* Aim of the exercise
Repeat the lines below exactly as they appear, but leave out the images.

* Dataset content
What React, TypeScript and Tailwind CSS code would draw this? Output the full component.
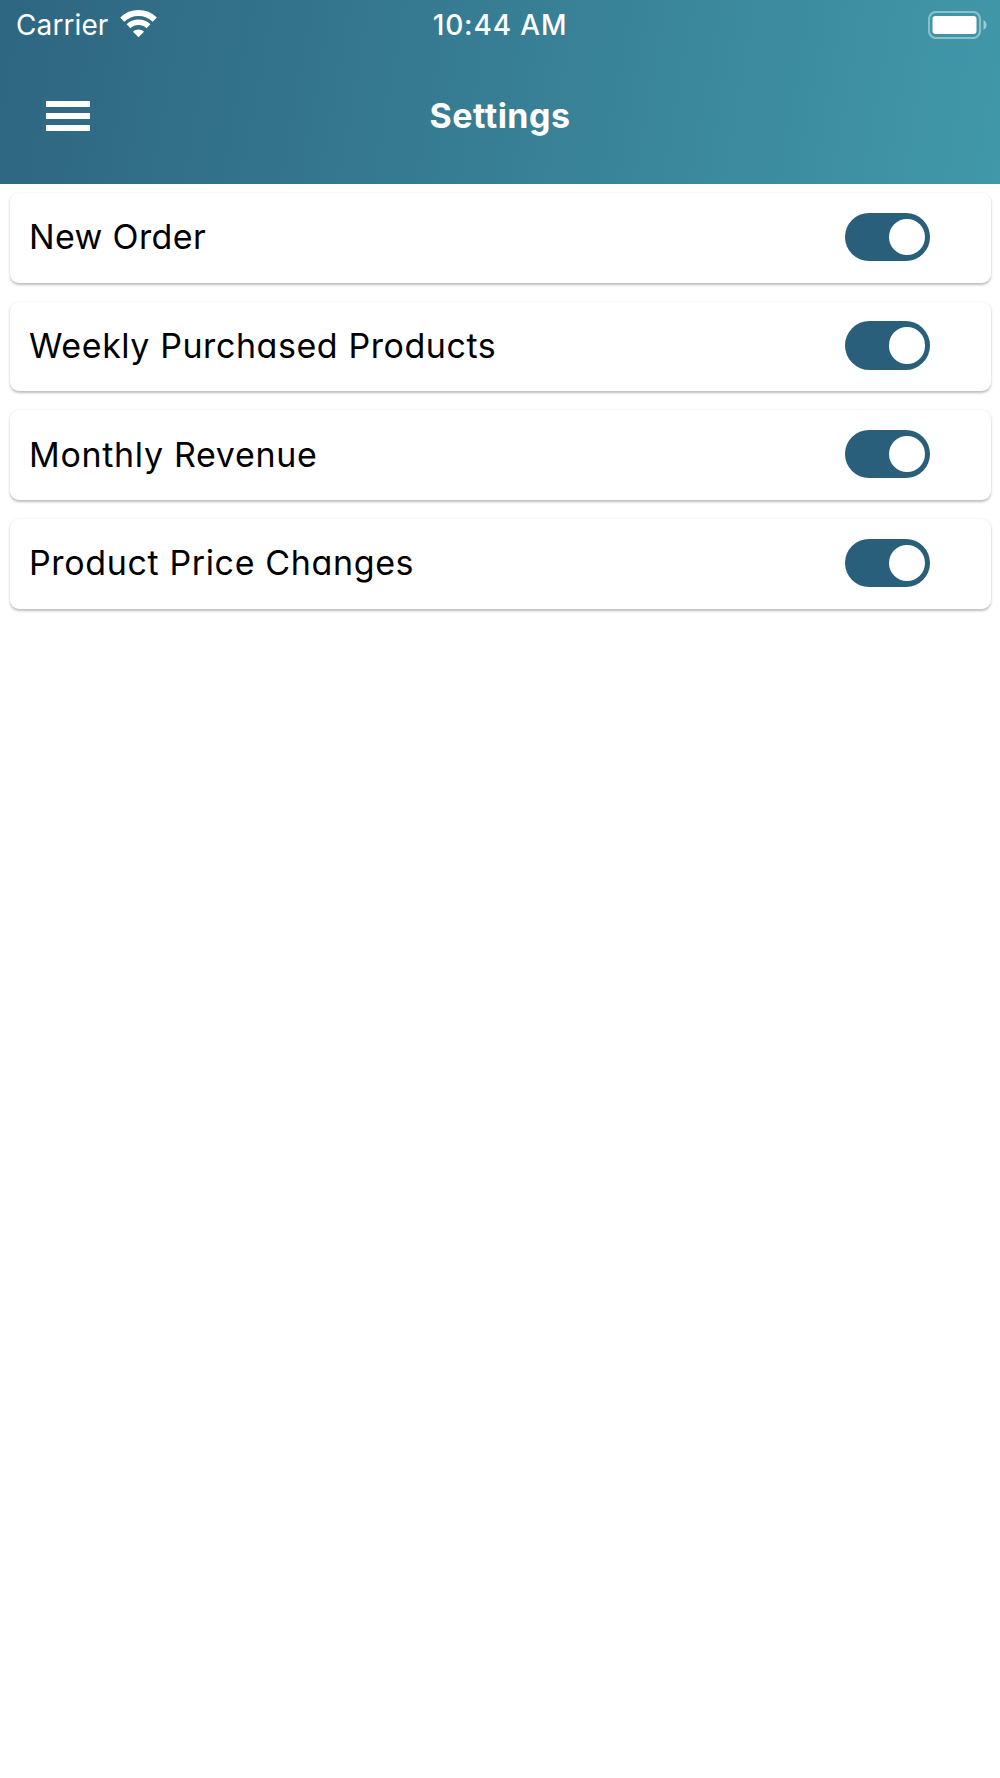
import { useState } from 'react';

const ROWS = [
  { id: 'order', label: 'New Order', tracking: 'tracking-[0.35px]' },
  { id: 'weekly', label: 'Weekly Purchased Products', tracking: 'tracking-[0.57px]' },
  { id: 'revenue', label: 'Monthly Revenue', tracking: 'tracking-[0.68px]' },
  { id: 'price', label: 'Product Price Changes', tracking: 'tracking-[0.63px]' },
];

export default function App() {
  return (
    <div className="flex min-h-[1778px] w-full flex-col bg-white font-['Inter',sans-serif]">
      <header className="h-[183.5px] bg-[linear-gradient(100deg,#2e6681_0%,#377e94_50%,#4198a8_100%)] text-white">
        <StatusBar />
        <div className="grid h-[134px] grid-cols-[1fr_auto_1fr] items-center px-[45.5px]">
          <button aria-label="Menu" className="flex w-11 flex-col gap-[6.5px]">
            <span className="h-[5.5px] w-11 bg-white" />
            <span className="h-[5.5px] w-11 bg-white" />
            <span className="h-[5.5px] w-11 bg-white" />
          </button>
          <h1 className="-mt-px text-[34px] font-bold leading-none tracking-[0.5px]">Settings</h1>
        </div>
      </header>

      <main className="flex flex-col gap-[19.2px] px-[9.5px] pt-[9.5px]">
        {ROWS.map((row) => (
          <SettingRow key={row.id} label={row.label} tracking={row.tracking} />
        ))}
      </main>
    </div>
  );
}

function StatusBar() {
  return (
    <div className="grid h-[49px] grid-cols-3 items-center px-4 pt-px text-[28px]">
      <div className="flex items-center gap-[11.5px]">
        <span className="tracking-[0.1px]">Carrier</span>
        <WifiIcon />
      </div>
      <span className="text-center font-medium tracking-[0.85px]">10:44 AM</span>
      <div className="-mr-[3px] flex justify-end">
        <BatteryIcon />
      </div>
    </div>
  );
}

function WifiIcon() {
  return (
    <svg width="37" height="28" viewBox="0 0 37 28" fill="none" className="-mt-[2px]">
      <path d="M2.2 9.6C11.5 0.9 25.5 0.9 34.8 9.6" stroke="white" strokeWidth="6" />
      <path d="M8.5 16.2C14 11 23 11 28.5 16.2" stroke="white" strokeWidth="5.6" />
      <path d="M13 21.8C16 18.8 21 18.8 24 21.8L18.5 27.3Z" fill="white" />
    </svg>
  );
}

function BatteryIcon() {
  return (
    <svg width="59" height="28" viewBox="0 0 59 28" fill="none" className="-mt-px">
      <rect x="1" y="1" width="51" height="26" rx="7" stroke="white" strokeOpacity="0.4" strokeWidth="2.2" />
      <rect x="4.5" y="5" width="44" height="18" rx="3" fill="white" />
      <path d="M55.5 9C59.5 11 59.5 17 55.5 19Z" fill="white" fillOpacity="0.5" />
    </svg>
  );
}

function SettingRow({ label, tracking }: { label: string; tracking: string }) {
  const [enabled, setEnabled] = useState(true);

  return (
    <div className="flex h-[89.5px] items-center justify-between rounded-[9px] bg-white pb-px pl-[19.5px] pr-[60.5px] shadow-[0_1.8px_2.5px_rgba(0,0,0,0.26)]">
      <span className={`whitespace-nowrap text-[34px] leading-none text-black [font-feature-settings:'cv11'] ${tracking}`}>
        {label}
      </span>
      <button
        role="switch"
        aria-checked={enabled}
        aria-label={label}
        onClick={() => setEnabled(!enabled)}
        className={`-mt-px flex h-[48.5px] w-[85px] items-center rounded-full px-[5px] ${
          enabled ? 'justify-end bg-[#295f7b]' : 'justify-start bg-gray-300'
        }`}
      >
        <span className="size-[36.5px] rounded-full bg-white" />
      </button>
    </div>
  );
}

* Solution for this problem
What React, TypeScript and Tailwind CSS code would draw this? Output the full component.
import { useState } from 'react';

const ROWS = [
  { id: 'order', label: 'New Order', tracking: 'tracking-[0.35px]' },
  { id: 'weekly', label: 'Weekly Purchased Products', tracking: 'tracking-[0.57px]' },
  { id: 'revenue', label: 'Monthly Revenue', tracking: 'tracking-[0.68px]' },
  { id: 'price', label: 'Product Price Changes', tracking: 'tracking-[0.63px]' },
];

export default function App() {
  return (
    <div className="flex min-h-[1778px] w-full flex-col bg-white font-['Inter',sans-serif]">
      <header className="h-[183.5px] bg-[linear-gradient(100deg,#2e6681_0%,#377e94_50%,#4198a8_100%)] text-white">
        <StatusBar />
        <div className="grid h-[134px] grid-cols-[1fr_auto_1fr] items-center px-[45.5px]">
          <button aria-label="Menu" className="flex w-11 flex-col gap-[6.5px]">
            <span className="h-[5.5px] w-11 bg-white" />
            <span className="h-[5.5px] w-11 bg-white" />
            <span className="h-[5.5px] w-11 bg-white" />
          </button>
          <h1 className="-mt-px text-[34px] font-bold leading-none tracking-[0.5px]">Settings</h1>
        </div>
      </header>

      <main className="flex flex-col gap-[19.2px] px-[9.5px] pt-[9.5px]">
        {ROWS.map((row) => (
          <SettingRow key={row.id} label={row.label} tracking={row.tracking} />
        ))}
      </main>
    </div>
  );
}

function StatusBar() {
  return (
    <div className="grid h-[49px] grid-cols-3 items-center px-4 pt-px text-[28px]">
      <div className="flex items-center gap-[11.5px]">
        <span className="tracking-[0.1px]">Carrier</span>
        <WifiIcon />
      </div>
      <span className="text-center font-medium tracking-[0.85px]">10:44 AM</span>
      <div className="-mr-[3px] flex justify-end">
        <BatteryIcon />
      </div>
    </div>
  );
}

function WifiIcon() {
  return (
    <svg width="37" height="28" viewBox="0 0 37 28" fill="none" className="-mt-[2px]">
      <path d="M2.2 9.6C11.5 0.9 25.5 0.9 34.8 9.6" stroke="white" strokeWidth="6" />
      <path d="M8.5 16.2C14 11 23 11 28.5 16.2" stroke="white" strokeWidth="5.6" />
      <path d="M13 21.8C16 18.8 21 18.8 24 21.8L18.5 27.3Z" fill="white" />
    </svg>
  );
}

function BatteryIcon() {
  return (
    <svg width="59" height="28" viewBox="0 0 59 28" fill="none" className="-mt-px">
      <rect x="1" y="1" width="51" height="26" rx="7" stroke="white" strokeOpacity="0.4" strokeWidth="2.2" />
      <rect x="4.5" y="5" width="44" height="18" rx="3" fill="white" />
      <path d="M55.5 9C59.5 11 59.5 17 55.5 19Z" fill="white" fillOpacity="0.5" />
    </svg>
  );
}

function SettingRow({ label, tracking }: { label: string; tracking: string }) {
  const [enabled, setEnabled] = useState(true);

  return (
    <div className="flex h-[89.5px] items-center justify-between rounded-[9px] bg-white pb-px pl-[19.5px] pr-[60.5px] shadow-[0_1.8px_2.5px_rgba(0,0,0,0.26)]">
      <span className={`whitespace-nowrap text-[34px] leading-none text-black [font-feature-settings:'cv11'] ${tracking}`}>
        {label}
      </span>
      <button
        role="switch"
        aria-checked={enabled}
        aria-label={label}
        onClick={() => setEnabled(!enabled)}
        className={`-mt-px flex h-[48.5px] w-[85px] items-center rounded-full px-[5px] ${
          enabled ? 'justify-end bg-[#295f7b]' : 'justify-start bg-gray-300'
        }`}
      >
        <span className="size-[36.5px] rounded-full bg-white" />
      </button>
    </div>
  );
}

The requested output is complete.